Task directions
Return every line below as is, leaving out the pictures.

Provided material
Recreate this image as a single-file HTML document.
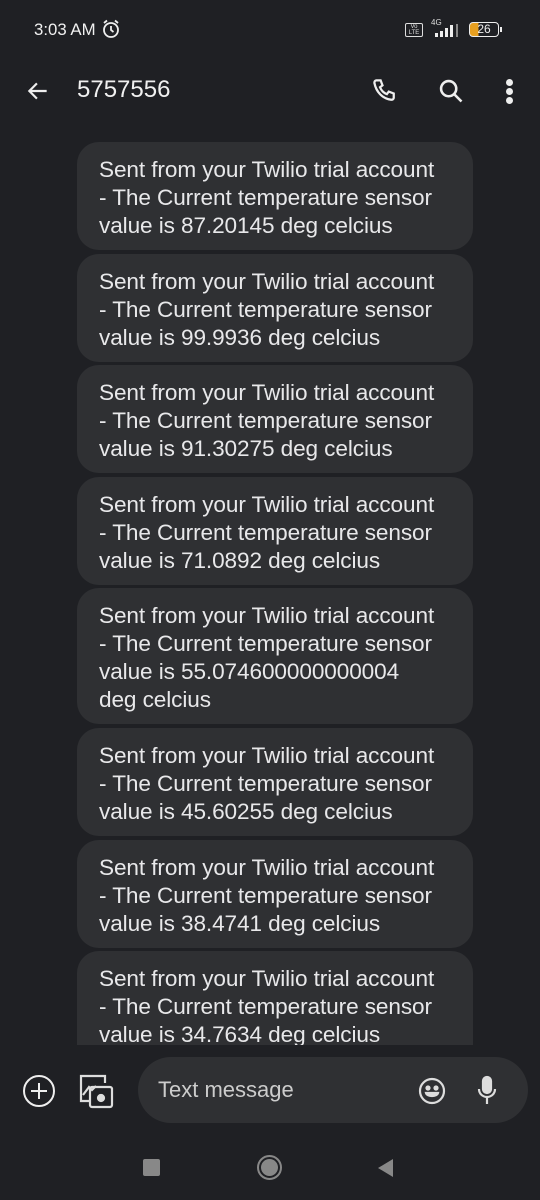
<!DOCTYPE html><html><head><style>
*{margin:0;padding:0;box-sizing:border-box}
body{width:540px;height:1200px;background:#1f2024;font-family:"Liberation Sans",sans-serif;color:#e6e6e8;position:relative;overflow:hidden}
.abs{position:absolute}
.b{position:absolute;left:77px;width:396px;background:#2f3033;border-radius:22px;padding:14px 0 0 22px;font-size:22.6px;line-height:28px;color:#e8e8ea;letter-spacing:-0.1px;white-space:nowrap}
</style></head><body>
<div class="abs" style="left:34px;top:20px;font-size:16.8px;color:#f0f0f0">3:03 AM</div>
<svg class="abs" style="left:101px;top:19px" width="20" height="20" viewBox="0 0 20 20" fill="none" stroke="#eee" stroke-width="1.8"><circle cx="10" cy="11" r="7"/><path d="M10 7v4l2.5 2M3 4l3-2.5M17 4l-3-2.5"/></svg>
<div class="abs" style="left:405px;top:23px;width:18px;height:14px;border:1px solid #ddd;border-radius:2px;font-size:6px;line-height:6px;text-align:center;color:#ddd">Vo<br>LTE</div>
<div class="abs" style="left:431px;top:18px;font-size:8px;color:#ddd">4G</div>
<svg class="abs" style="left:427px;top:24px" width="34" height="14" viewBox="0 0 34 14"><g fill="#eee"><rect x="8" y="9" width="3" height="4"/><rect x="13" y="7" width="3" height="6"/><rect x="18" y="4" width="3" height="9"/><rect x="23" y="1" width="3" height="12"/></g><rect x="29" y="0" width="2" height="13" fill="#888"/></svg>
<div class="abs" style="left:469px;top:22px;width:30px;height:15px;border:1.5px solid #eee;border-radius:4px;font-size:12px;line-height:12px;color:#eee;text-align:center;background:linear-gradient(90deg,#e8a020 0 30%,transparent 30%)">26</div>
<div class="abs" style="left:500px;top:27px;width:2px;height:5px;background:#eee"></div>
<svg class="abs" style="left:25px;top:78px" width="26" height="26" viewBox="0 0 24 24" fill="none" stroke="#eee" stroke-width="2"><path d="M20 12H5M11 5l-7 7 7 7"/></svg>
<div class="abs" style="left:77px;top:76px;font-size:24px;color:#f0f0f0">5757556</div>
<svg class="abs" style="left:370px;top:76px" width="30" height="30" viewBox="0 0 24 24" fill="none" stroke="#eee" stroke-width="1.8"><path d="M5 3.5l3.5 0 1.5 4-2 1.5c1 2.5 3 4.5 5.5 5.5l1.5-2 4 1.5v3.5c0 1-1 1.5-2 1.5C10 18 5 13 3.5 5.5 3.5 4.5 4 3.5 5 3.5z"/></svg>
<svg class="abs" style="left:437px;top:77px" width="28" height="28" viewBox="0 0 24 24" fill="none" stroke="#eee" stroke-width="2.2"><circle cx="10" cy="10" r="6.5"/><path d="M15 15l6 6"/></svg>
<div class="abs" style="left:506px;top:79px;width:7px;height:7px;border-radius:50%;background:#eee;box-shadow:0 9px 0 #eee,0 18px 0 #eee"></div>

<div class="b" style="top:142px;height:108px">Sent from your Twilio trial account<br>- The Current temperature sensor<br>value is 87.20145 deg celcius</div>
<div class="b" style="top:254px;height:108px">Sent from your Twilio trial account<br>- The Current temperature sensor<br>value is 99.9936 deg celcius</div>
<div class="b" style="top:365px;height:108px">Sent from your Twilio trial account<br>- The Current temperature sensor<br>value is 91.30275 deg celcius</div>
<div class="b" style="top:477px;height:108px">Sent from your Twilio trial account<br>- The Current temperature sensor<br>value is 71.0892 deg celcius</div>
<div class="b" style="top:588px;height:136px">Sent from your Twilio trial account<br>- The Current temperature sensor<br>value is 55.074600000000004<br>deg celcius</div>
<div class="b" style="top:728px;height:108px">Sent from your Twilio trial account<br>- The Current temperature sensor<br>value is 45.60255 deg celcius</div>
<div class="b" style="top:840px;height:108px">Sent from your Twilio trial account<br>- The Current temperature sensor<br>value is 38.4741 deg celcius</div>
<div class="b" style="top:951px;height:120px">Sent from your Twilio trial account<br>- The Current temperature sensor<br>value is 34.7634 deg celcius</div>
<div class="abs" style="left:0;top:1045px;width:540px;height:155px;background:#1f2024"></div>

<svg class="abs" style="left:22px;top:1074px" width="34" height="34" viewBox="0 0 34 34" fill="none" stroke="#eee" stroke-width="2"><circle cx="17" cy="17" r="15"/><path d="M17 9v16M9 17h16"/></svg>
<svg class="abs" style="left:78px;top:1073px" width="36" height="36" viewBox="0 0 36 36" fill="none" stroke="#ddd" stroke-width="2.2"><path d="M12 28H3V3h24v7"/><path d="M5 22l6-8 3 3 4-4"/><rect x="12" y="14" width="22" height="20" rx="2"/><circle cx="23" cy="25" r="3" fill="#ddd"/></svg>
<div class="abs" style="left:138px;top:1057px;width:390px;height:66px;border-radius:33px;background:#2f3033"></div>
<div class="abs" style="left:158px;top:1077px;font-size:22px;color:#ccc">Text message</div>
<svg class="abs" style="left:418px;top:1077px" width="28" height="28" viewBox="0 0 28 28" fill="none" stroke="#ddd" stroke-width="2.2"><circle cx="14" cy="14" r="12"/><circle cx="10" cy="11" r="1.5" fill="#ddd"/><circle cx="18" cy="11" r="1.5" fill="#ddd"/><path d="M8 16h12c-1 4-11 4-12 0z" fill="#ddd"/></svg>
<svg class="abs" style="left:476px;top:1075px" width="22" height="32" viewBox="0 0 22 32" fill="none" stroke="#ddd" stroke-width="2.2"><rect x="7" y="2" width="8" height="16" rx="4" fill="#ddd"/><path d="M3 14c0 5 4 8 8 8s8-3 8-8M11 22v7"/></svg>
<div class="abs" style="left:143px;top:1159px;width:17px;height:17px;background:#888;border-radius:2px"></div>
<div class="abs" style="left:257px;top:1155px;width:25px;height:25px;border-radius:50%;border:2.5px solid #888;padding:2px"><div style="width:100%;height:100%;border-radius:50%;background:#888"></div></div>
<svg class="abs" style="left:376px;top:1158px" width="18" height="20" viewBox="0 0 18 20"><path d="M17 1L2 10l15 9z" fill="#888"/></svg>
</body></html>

Correct response
Recreate this image as a single-file HTML document.
<!DOCTYPE html><html><head><style>
*{margin:0;padding:0;box-sizing:border-box}
body{width:540px;height:1200px;background:#1f2024;font-family:"Liberation Sans",sans-serif;color:#e6e6e8;position:relative;overflow:hidden}
.abs{position:absolute}
.b{position:absolute;left:77px;width:396px;background:#2f3033;border-radius:22px;padding:14px 0 0 22px;font-size:22.6px;line-height:28px;color:#e8e8ea;letter-spacing:-0.1px;white-space:nowrap}
</style></head><body>
<div class="abs" style="left:34px;top:20px;font-size:16.8px;color:#f0f0f0">3:03 AM</div>
<svg class="abs" style="left:101px;top:19px" width="20" height="20" viewBox="0 0 20 20" fill="none" stroke="#eee" stroke-width="1.8"><circle cx="10" cy="11" r="7"/><path d="M10 7v4l2.5 2M3 4l3-2.5M17 4l-3-2.5"/></svg>
<div class="abs" style="left:405px;top:23px;width:18px;height:14px;border:1px solid #ddd;border-radius:2px;font-size:6px;line-height:6px;text-align:center;color:#ddd">Vo<br>LTE</div>
<div class="abs" style="left:431px;top:18px;font-size:8px;color:#ddd">4G</div>
<svg class="abs" style="left:427px;top:24px" width="34" height="14" viewBox="0 0 34 14"><g fill="#eee"><rect x="8" y="9" width="3" height="4"/><rect x="13" y="7" width="3" height="6"/><rect x="18" y="4" width="3" height="9"/><rect x="23" y="1" width="3" height="12"/></g><rect x="29" y="0" width="2" height="13" fill="#888"/></svg>
<div class="abs" style="left:469px;top:22px;width:30px;height:15px;border:1.5px solid #eee;border-radius:4px;font-size:12px;line-height:12px;color:#eee;text-align:center;background:linear-gradient(90deg,#e8a020 0 30%,transparent 30%)">26</div>
<div class="abs" style="left:500px;top:27px;width:2px;height:5px;background:#eee"></div>
<svg class="abs" style="left:25px;top:78px" width="26" height="26" viewBox="0 0 24 24" fill="none" stroke="#eee" stroke-width="2"><path d="M20 12H5M11 5l-7 7 7 7"/></svg>
<div class="abs" style="left:77px;top:76px;font-size:24px;color:#f0f0f0">5757556</div>
<svg class="abs" style="left:370px;top:76px" width="30" height="30" viewBox="0 0 24 24" fill="none" stroke="#eee" stroke-width="1.8"><path d="M5 3.5l3.5 0 1.5 4-2 1.5c1 2.5 3 4.5 5.5 5.5l1.5-2 4 1.5v3.5c0 1-1 1.5-2 1.5C10 18 5 13 3.5 5.5 3.5 4.5 4 3.5 5 3.5z"/></svg>
<svg class="abs" style="left:437px;top:77px" width="28" height="28" viewBox="0 0 24 24" fill="none" stroke="#eee" stroke-width="2.2"><circle cx="10" cy="10" r="6.5"/><path d="M15 15l6 6"/></svg>
<div class="abs" style="left:506px;top:79px;width:7px;height:7px;border-radius:50%;background:#eee;box-shadow:0 9px 0 #eee,0 18px 0 #eee"></div>

<div class="b" style="top:142px;height:108px">Sent from your Twilio trial account<br>- The Current temperature sensor<br>value is 87.20145 deg celcius</div>
<div class="b" style="top:254px;height:108px">Sent from your Twilio trial account<br>- The Current temperature sensor<br>value is 99.9936 deg celcius</div>
<div class="b" style="top:365px;height:108px">Sent from your Twilio trial account<br>- The Current temperature sensor<br>value is 91.30275 deg celcius</div>
<div class="b" style="top:477px;height:108px">Sent from your Twilio trial account<br>- The Current temperature sensor<br>value is 71.0892 deg celcius</div>
<div class="b" style="top:588px;height:136px">Sent from your Twilio trial account<br>- The Current temperature sensor<br>value is 55.074600000000004<br>deg celcius</div>
<div class="b" style="top:728px;height:108px">Sent from your Twilio trial account<br>- The Current temperature sensor<br>value is 45.60255 deg celcius</div>
<div class="b" style="top:840px;height:108px">Sent from your Twilio trial account<br>- The Current temperature sensor<br>value is 38.4741 deg celcius</div>
<div class="b" style="top:951px;height:120px">Sent from your Twilio trial account<br>- The Current temperature sensor<br>value is 34.7634 deg celcius</div>
<div class="abs" style="left:0;top:1045px;width:540px;height:155px;background:#1f2024"></div>

<svg class="abs" style="left:22px;top:1074px" width="34" height="34" viewBox="0 0 34 34" fill="none" stroke="#eee" stroke-width="2"><circle cx="17" cy="17" r="15"/><path d="M17 9v16M9 17h16"/></svg>
<svg class="abs" style="left:78px;top:1073px" width="36" height="36" viewBox="0 0 36 36" fill="none" stroke="#ddd" stroke-width="2.2"><path d="M12 28H3V3h24v7"/><path d="M5 22l6-8 3 3 4-4"/><rect x="12" y="14" width="22" height="20" rx="2"/><circle cx="23" cy="25" r="3" fill="#ddd"/></svg>
<div class="abs" style="left:138px;top:1057px;width:390px;height:66px;border-radius:33px;background:#2f3033"></div>
<div class="abs" style="left:158px;top:1077px;font-size:22px;color:#ccc">Text message</div>
<svg class="abs" style="left:418px;top:1077px" width="28" height="28" viewBox="0 0 28 28" fill="none" stroke="#ddd" stroke-width="2.2"><circle cx="14" cy="14" r="12"/><circle cx="10" cy="11" r="1.5" fill="#ddd"/><circle cx="18" cy="11" r="1.5" fill="#ddd"/><path d="M8 16h12c-1 4-11 4-12 0z" fill="#ddd"/></svg>
<svg class="abs" style="left:476px;top:1075px" width="22" height="32" viewBox="0 0 22 32" fill="none" stroke="#ddd" stroke-width="2.2"><rect x="7" y="2" width="8" height="16" rx="4" fill="#ddd"/><path d="M3 14c0 5 4 8 8 8s8-3 8-8M11 22v7"/></svg>
<div class="abs" style="left:143px;top:1159px;width:17px;height:17px;background:#888;border-radius:2px"></div>
<div class="abs" style="left:257px;top:1155px;width:25px;height:25px;border-radius:50%;border:2.5px solid #888;padding:2px"><div style="width:100%;height:100%;border-radius:50%;background:#888"></div></div>
<svg class="abs" style="left:376px;top:1158px" width="18" height="20" viewBox="0 0 18 20"><path d="M17 1L2 10l15 9z" fill="#888"/></svg>
</body></html>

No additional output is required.